Gather from the listing below each line that includes the word "styles", and copy it.
>> START
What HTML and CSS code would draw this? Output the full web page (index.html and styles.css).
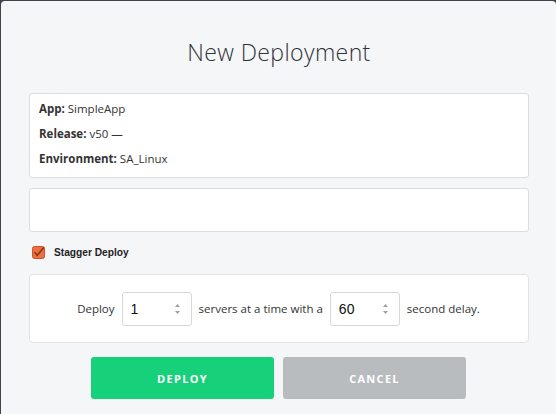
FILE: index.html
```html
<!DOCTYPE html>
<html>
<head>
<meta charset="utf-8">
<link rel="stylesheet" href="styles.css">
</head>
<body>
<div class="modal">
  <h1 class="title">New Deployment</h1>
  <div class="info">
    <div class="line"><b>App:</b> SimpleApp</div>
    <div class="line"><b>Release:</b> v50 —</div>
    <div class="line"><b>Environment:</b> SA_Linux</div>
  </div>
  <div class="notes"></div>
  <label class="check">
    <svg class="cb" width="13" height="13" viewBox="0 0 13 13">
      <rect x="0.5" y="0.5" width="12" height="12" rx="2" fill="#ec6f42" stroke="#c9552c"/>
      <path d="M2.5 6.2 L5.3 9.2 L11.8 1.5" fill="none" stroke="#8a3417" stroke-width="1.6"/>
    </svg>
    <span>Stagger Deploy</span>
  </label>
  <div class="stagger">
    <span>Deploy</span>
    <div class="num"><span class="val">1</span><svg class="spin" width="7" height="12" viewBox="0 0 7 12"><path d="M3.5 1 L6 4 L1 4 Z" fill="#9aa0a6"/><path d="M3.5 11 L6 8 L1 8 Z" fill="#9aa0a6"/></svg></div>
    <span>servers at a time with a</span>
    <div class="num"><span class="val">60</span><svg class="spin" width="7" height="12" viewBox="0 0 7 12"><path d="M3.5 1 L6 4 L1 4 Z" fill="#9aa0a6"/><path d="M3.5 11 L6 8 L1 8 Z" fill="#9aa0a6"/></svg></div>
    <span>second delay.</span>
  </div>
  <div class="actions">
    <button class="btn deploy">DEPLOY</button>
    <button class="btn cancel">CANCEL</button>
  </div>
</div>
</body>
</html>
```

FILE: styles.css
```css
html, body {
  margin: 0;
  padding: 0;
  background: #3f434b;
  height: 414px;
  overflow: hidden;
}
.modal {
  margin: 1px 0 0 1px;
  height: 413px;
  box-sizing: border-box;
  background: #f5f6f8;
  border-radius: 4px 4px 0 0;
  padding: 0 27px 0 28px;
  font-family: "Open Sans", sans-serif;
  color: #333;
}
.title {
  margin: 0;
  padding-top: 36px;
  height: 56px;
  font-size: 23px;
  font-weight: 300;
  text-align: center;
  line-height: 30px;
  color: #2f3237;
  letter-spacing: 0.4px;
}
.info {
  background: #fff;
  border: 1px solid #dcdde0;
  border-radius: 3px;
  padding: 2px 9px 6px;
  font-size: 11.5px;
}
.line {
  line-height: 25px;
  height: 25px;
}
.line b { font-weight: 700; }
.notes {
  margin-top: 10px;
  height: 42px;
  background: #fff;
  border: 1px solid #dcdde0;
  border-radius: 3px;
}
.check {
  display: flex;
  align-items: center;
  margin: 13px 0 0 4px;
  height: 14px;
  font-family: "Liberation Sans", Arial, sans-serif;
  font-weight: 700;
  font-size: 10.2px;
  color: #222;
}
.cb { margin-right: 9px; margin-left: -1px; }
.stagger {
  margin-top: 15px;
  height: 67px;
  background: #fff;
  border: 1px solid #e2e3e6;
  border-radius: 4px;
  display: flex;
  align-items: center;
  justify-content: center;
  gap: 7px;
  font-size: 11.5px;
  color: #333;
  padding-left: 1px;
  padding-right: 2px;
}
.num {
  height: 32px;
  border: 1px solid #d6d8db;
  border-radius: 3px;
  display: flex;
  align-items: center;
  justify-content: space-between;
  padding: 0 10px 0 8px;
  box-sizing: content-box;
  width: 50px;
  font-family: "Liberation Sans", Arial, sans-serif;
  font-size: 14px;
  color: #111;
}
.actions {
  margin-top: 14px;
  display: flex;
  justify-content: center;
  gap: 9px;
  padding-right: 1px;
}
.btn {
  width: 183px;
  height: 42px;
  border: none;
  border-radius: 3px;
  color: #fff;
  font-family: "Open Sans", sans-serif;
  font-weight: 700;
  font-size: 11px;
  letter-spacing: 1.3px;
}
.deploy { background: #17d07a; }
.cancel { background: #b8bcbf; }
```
>> END
**ANSWER TO THIS PROBLEM**
What HTML and CSS code would draw this? Output the full web page (index.html and styles.css).
<link rel="stylesheet" href="styles.css">
FILE: styles.css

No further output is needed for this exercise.